WHAT THIS TASK INVOLVES: From the listing that follows, extract every line and set it down unaltered.
___ STORED DATA ___
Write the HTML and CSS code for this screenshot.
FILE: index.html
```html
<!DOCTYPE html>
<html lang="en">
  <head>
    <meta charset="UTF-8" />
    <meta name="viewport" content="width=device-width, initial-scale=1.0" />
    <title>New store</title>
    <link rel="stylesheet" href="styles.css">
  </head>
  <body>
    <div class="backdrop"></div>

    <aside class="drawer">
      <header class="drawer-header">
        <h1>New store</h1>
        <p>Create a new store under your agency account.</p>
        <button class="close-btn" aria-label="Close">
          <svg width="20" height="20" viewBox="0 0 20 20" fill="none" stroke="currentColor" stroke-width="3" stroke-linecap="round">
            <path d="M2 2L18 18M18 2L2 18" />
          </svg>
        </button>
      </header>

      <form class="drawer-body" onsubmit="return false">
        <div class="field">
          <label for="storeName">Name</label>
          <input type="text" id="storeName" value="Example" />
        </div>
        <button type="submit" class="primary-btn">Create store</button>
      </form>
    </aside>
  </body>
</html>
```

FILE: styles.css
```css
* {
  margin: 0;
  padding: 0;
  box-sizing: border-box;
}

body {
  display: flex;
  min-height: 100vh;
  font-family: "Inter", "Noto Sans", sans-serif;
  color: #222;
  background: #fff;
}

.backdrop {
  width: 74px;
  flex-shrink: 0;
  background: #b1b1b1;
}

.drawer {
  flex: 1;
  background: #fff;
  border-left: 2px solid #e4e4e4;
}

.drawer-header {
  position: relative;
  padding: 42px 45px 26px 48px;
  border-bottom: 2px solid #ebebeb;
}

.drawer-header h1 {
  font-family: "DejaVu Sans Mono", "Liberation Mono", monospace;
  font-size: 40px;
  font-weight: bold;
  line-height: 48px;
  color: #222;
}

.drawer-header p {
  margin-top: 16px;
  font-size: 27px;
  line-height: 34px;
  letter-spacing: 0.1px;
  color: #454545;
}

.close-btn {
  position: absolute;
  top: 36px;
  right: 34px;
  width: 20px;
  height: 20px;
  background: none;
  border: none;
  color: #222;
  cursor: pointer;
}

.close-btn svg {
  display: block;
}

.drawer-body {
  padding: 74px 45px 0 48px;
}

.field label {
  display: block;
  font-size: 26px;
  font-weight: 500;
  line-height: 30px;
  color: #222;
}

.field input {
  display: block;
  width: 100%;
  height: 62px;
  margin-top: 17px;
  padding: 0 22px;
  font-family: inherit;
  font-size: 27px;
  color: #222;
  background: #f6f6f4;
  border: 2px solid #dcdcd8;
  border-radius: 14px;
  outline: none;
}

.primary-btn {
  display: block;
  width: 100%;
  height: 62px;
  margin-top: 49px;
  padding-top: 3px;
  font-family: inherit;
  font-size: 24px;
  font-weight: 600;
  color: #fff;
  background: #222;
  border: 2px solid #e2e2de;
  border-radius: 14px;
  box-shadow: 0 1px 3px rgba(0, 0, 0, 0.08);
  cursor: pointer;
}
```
___
RESULT:
Write the HTML and CSS code for this screenshot.
FILE: index.html
```html
<!DOCTYPE html>
<html lang="en">
  <head>
    <meta charset="UTF-8" />
    <meta name="viewport" content="width=device-width, initial-scale=1.0" />
    <title>New store</title>
    <link rel="stylesheet" href="styles.css">
  </head>
  <body>
    <div class="backdrop"></div>

    <aside class="drawer">
      <header class="drawer-header">
        <h1>New store</h1>
        <p>Create a new store under your agency account.</p>
        <button class="close-btn" aria-label="Close">
          <svg width="20" height="20" viewBox="0 0 20 20" fill="none" stroke="currentColor" stroke-width="3" stroke-linecap="round">
            <path d="M2 2L18 18M18 2L2 18" />
          </svg>
        </button>
      </header>

      <form class="drawer-body" onsubmit="return false">
        <div class="field">
          <label for="storeName">Name</label>
          <input type="text" id="storeName" value="Example" />
        </div>
        <button type="submit" class="primary-btn">Create store</button>
      </form>
    </aside>
  </body>
</html>
```

FILE: styles.css
```css
* {
  margin: 0;
  padding: 0;
  box-sizing: border-box;
}

body {
  display: flex;
  min-height: 100vh;
  font-family: "Inter", "Noto Sans", sans-serif;
  color: #222;
  background: #fff;
}

.backdrop {
  width: 74px;
  flex-shrink: 0;
  background: #b1b1b1;
}

.drawer {
  flex: 1;
  background: #fff;
  border-left: 2px solid #e4e4e4;
}

.drawer-header {
  position: relative;
  padding: 42px 45px 26px 48px;
  border-bottom: 2px solid #ebebeb;
}

.drawer-header h1 {
  font-family: "DejaVu Sans Mono", "Liberation Mono", monospace;
  font-size: 40px;
  font-weight: bold;
  line-height: 48px;
  color: #222;
}

.drawer-header p {
  margin-top: 16px;
  font-size: 27px;
  line-height: 34px;
  letter-spacing: 0.1px;
  color: #454545;
}

.close-btn {
  position: absolute;
  top: 36px;
  right: 34px;
  width: 20px;
  height: 20px;
  background: none;
  border: none;
  color: #222;
  cursor: pointer;
}

.close-btn svg {
  display: block;
}

.drawer-body {
  padding: 74px 45px 0 48px;
}

.field label {
  display: block;
  font-size: 26px;
  font-weight: 500;
  line-height: 30px;
  color: #222;
}

.field input {
  display: block;
  width: 100%;
  height: 62px;
  margin-top: 17px;
  padding: 0 22px;
  font-family: inherit;
  font-size: 27px;
  color: #222;
  background: #f6f6f4;
  border: 2px solid #dcdcd8;
  border-radius: 14px;
  outline: none;
}

.primary-btn {
  display: block;
  width: 100%;
  height: 62px;
  margin-top: 49px;
  padding-top: 3px;
  font-family: inherit;
  font-size: 24px;
  font-weight: 600;
  color: #fff;
  background: #222;
  border: 2px solid #e2e2de;
  border-radius: 14px;
  box-shadow: 0 1px 3px rgba(0, 0, 0, 0.08);
  cursor: pointer;
}
```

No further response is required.